Objective:
Every line that contains the word "TypeScript" should be copied.

Data:
======
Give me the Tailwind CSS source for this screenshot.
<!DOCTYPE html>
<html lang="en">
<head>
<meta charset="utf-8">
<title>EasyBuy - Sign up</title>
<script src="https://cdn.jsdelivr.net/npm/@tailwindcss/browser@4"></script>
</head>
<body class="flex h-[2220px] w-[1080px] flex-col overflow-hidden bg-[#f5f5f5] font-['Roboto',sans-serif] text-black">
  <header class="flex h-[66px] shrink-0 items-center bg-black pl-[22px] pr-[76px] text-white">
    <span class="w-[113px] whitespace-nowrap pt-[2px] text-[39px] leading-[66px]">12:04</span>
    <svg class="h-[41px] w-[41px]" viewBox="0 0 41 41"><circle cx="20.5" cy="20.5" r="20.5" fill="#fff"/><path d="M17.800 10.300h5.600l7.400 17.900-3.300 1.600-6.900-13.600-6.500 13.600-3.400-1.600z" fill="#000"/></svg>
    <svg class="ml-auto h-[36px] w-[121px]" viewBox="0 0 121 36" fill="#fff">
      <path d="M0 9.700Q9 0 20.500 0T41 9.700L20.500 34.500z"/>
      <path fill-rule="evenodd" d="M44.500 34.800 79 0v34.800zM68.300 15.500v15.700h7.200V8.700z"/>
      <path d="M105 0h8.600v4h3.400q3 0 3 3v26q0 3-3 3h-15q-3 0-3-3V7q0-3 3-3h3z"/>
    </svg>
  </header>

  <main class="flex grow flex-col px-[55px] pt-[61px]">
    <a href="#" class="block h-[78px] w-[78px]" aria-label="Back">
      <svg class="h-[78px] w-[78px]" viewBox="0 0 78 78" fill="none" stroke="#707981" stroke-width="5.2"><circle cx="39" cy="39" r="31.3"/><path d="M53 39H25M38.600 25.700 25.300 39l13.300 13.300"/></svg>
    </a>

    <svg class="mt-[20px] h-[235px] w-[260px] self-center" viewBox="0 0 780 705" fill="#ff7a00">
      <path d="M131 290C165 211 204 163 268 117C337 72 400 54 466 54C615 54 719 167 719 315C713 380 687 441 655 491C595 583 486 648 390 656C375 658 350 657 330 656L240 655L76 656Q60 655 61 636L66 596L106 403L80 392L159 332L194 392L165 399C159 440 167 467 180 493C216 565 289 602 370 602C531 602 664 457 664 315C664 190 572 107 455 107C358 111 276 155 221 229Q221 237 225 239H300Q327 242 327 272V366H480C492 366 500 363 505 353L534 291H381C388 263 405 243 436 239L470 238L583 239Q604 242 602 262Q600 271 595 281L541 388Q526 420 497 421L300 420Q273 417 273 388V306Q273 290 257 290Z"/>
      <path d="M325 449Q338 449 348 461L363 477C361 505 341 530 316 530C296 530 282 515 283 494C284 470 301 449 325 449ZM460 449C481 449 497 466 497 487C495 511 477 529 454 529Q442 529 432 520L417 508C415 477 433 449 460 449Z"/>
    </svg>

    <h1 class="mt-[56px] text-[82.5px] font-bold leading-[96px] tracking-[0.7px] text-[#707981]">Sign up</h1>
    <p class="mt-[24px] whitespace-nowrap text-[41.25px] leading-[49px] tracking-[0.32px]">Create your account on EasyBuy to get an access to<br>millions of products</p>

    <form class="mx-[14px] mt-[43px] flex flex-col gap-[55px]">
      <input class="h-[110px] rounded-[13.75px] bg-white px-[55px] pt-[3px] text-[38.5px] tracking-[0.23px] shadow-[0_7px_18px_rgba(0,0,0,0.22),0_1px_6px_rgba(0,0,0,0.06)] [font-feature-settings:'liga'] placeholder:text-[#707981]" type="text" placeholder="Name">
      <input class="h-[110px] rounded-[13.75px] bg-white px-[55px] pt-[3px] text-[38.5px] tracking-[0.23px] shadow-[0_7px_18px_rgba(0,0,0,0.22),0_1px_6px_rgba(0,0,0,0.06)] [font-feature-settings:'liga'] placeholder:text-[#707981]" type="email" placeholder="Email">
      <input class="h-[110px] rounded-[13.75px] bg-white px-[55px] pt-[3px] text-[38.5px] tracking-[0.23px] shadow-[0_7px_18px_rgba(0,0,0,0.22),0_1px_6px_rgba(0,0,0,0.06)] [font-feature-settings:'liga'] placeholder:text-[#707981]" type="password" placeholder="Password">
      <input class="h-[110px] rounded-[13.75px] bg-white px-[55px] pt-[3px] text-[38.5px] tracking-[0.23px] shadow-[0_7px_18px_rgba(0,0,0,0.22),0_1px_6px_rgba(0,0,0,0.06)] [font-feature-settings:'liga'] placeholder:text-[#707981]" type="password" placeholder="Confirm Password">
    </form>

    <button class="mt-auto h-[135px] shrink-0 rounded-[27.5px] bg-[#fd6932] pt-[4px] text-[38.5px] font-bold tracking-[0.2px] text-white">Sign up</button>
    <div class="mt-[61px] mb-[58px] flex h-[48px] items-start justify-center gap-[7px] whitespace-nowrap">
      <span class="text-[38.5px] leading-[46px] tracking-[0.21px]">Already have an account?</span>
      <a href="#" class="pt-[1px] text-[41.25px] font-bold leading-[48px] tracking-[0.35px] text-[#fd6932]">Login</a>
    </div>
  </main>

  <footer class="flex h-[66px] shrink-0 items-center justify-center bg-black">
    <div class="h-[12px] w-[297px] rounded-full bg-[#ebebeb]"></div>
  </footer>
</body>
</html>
======
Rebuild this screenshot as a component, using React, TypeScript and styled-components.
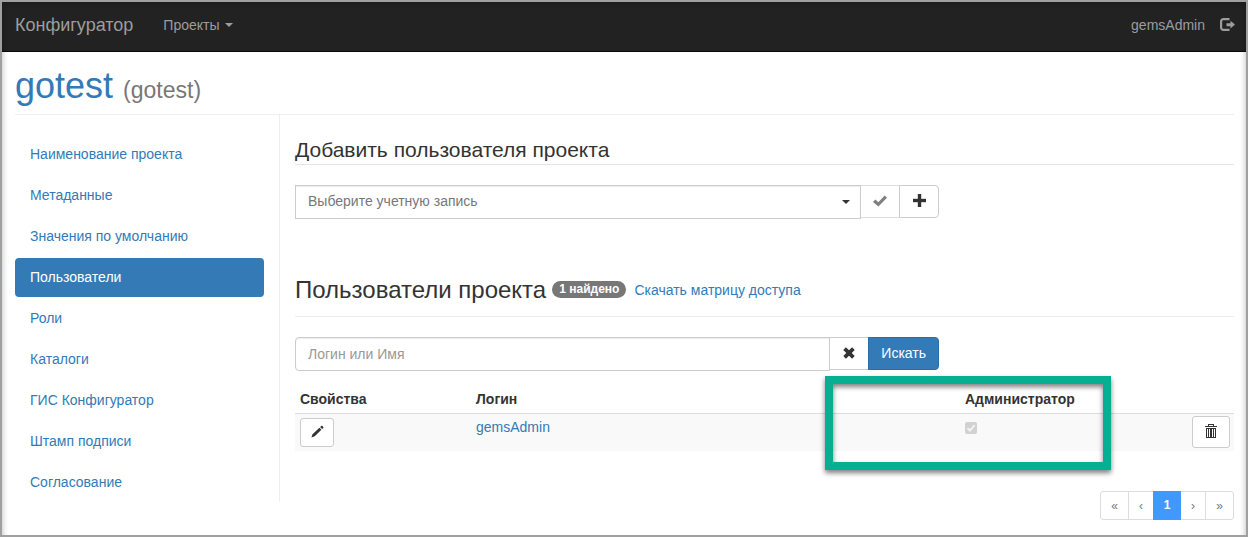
======
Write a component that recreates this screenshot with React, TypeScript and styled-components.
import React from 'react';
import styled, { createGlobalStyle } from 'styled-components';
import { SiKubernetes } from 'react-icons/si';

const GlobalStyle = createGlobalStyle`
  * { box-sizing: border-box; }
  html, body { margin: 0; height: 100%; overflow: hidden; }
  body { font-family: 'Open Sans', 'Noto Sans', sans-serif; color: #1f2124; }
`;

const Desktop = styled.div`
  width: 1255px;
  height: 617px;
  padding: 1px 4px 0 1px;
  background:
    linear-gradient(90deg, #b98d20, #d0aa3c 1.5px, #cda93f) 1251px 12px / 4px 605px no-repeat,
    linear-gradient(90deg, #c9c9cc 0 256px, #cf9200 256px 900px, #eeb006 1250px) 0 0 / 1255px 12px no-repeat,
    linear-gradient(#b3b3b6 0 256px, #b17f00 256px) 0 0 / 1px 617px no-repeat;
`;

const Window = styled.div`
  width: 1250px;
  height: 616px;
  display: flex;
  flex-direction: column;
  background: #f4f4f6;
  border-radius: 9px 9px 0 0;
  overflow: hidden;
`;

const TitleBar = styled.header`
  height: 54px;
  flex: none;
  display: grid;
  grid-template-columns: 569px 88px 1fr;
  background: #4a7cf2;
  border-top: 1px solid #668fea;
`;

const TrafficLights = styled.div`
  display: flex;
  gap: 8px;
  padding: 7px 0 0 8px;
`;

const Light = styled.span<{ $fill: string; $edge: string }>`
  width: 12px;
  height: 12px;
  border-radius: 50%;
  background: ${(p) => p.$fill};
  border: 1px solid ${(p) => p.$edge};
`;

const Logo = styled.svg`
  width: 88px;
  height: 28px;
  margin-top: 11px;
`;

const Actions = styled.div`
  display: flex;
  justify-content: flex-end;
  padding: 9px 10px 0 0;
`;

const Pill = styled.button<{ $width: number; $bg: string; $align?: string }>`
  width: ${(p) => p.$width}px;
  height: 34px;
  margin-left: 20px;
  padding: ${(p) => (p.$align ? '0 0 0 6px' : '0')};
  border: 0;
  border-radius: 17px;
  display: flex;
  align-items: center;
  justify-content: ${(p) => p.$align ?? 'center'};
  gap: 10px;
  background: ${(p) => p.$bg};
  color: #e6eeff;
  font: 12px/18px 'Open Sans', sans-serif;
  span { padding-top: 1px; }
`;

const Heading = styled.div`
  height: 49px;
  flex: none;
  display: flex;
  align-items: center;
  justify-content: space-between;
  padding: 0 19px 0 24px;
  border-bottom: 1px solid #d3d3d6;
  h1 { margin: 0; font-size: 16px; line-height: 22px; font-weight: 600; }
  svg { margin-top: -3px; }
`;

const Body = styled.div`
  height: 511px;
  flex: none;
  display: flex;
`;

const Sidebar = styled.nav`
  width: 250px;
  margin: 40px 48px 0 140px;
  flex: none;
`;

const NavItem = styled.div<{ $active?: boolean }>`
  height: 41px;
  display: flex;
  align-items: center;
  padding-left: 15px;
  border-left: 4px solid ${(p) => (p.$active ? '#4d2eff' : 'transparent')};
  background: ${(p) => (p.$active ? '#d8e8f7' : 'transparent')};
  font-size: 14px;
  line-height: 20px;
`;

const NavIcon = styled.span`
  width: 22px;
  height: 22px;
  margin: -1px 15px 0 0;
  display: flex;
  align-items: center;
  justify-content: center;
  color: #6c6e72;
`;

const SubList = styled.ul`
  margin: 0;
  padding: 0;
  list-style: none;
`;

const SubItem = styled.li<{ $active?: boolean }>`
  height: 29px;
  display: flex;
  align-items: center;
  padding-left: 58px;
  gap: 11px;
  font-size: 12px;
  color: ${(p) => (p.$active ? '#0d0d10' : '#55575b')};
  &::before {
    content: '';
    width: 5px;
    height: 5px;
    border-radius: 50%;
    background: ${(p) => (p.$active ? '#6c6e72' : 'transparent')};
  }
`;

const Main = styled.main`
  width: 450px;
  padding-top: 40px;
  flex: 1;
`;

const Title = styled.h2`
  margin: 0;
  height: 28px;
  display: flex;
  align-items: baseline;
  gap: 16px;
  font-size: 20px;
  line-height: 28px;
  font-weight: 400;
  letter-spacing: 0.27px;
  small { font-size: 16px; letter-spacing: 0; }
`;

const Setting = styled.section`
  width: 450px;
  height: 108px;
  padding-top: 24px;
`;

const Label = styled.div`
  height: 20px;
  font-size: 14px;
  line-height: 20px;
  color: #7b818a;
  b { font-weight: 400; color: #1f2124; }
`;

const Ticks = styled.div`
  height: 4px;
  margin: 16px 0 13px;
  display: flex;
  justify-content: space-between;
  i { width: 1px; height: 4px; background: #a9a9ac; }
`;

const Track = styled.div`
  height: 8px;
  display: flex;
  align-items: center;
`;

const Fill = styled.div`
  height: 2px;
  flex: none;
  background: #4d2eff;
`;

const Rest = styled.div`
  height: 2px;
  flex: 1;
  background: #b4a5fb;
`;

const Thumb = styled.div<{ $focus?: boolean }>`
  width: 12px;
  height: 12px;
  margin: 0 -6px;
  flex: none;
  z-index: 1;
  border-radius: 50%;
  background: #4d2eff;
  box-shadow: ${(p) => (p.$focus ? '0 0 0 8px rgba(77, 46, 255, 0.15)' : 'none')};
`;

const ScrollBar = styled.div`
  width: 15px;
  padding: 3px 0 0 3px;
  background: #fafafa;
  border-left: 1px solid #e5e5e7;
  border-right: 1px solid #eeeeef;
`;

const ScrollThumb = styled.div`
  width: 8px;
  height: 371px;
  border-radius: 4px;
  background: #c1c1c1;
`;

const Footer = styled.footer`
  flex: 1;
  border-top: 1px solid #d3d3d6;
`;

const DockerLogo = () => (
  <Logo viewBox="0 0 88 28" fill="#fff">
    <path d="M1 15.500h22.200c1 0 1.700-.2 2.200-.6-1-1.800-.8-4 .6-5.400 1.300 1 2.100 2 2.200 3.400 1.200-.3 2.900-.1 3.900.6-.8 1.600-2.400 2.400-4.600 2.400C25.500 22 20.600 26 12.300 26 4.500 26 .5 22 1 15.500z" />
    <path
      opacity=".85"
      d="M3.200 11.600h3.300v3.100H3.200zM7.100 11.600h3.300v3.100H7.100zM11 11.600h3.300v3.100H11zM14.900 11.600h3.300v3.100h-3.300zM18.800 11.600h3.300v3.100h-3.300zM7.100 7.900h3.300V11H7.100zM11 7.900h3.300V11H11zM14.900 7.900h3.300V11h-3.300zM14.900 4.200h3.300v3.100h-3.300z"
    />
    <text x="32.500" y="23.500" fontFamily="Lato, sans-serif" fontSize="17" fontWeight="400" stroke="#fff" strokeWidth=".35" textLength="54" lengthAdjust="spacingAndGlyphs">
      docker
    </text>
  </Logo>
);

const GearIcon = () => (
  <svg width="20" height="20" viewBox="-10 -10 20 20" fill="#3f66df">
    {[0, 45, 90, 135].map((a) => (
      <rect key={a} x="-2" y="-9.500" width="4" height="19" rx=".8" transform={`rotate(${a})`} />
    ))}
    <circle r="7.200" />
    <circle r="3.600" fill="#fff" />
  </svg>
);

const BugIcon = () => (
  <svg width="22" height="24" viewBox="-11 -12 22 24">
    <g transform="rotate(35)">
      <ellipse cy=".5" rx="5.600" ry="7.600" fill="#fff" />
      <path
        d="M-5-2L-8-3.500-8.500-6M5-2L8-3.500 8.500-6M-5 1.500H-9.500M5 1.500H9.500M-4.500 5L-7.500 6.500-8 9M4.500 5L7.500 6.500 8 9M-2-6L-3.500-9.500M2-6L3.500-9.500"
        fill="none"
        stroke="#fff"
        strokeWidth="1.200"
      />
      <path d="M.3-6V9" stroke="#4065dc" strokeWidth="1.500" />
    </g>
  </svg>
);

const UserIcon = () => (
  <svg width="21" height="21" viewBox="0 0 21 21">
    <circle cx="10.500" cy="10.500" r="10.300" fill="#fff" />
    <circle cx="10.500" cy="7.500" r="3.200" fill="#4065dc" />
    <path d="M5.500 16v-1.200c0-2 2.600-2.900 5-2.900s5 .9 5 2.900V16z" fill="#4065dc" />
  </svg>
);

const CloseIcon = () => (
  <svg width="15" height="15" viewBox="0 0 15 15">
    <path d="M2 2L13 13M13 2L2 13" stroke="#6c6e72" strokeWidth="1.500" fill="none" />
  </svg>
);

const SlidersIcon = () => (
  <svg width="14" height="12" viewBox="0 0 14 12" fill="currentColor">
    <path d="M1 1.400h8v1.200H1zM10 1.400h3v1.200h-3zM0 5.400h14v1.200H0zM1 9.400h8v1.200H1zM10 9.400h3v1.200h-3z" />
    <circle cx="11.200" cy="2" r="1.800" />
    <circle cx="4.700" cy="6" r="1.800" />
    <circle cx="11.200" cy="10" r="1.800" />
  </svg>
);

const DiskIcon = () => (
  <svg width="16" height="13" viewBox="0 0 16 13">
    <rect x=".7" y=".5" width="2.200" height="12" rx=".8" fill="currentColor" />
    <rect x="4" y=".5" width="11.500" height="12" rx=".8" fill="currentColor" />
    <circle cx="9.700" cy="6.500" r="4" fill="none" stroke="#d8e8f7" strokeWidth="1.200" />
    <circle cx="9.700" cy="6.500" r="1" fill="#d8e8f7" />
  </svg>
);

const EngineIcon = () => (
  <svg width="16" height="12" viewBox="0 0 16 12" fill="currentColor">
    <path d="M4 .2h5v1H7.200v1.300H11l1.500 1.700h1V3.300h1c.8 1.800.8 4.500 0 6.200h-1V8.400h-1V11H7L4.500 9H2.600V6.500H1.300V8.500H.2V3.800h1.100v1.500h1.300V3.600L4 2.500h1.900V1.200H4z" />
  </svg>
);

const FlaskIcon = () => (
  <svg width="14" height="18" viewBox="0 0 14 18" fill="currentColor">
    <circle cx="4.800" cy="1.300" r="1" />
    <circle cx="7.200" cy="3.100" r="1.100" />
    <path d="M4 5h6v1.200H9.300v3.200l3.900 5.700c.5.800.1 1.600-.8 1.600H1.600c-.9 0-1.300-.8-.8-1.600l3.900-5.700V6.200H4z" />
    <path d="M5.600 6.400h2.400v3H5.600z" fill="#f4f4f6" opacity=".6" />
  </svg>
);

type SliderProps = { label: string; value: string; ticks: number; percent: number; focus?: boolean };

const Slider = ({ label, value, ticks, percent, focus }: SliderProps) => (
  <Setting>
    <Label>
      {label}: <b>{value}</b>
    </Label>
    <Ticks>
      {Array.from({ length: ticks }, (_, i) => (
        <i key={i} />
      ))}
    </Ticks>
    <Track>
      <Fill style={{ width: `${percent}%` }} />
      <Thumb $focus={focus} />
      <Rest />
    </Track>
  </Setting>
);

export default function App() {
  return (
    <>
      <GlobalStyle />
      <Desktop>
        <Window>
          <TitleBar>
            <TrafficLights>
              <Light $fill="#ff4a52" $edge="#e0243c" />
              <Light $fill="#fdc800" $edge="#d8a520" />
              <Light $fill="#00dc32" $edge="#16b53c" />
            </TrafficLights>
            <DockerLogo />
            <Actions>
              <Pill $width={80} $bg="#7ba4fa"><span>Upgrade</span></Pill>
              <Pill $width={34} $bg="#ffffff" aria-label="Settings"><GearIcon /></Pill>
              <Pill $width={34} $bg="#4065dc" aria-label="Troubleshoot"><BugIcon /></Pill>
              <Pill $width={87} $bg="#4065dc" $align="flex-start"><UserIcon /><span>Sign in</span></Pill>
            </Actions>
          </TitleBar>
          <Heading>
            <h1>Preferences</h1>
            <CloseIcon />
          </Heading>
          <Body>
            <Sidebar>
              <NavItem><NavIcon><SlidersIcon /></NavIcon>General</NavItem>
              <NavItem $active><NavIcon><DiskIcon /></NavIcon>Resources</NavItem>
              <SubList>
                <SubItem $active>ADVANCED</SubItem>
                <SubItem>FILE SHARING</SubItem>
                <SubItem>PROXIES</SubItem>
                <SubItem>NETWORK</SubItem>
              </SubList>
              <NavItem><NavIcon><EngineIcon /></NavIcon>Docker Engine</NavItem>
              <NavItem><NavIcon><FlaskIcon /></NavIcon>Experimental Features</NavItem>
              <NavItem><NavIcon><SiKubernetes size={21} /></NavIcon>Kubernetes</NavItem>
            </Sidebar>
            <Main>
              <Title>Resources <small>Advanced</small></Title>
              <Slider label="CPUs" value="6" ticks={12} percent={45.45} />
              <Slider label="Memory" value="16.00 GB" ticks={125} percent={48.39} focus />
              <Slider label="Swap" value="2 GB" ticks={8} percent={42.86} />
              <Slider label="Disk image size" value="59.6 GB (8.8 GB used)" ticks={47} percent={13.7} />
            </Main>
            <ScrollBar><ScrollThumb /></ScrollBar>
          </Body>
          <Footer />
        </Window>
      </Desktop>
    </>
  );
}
======
Response to the task:
Rebuild this screenshot as a component, using React, TypeScript and styled-components.
Write a component that recreates this screenshot with React, TypeScript and styled-components.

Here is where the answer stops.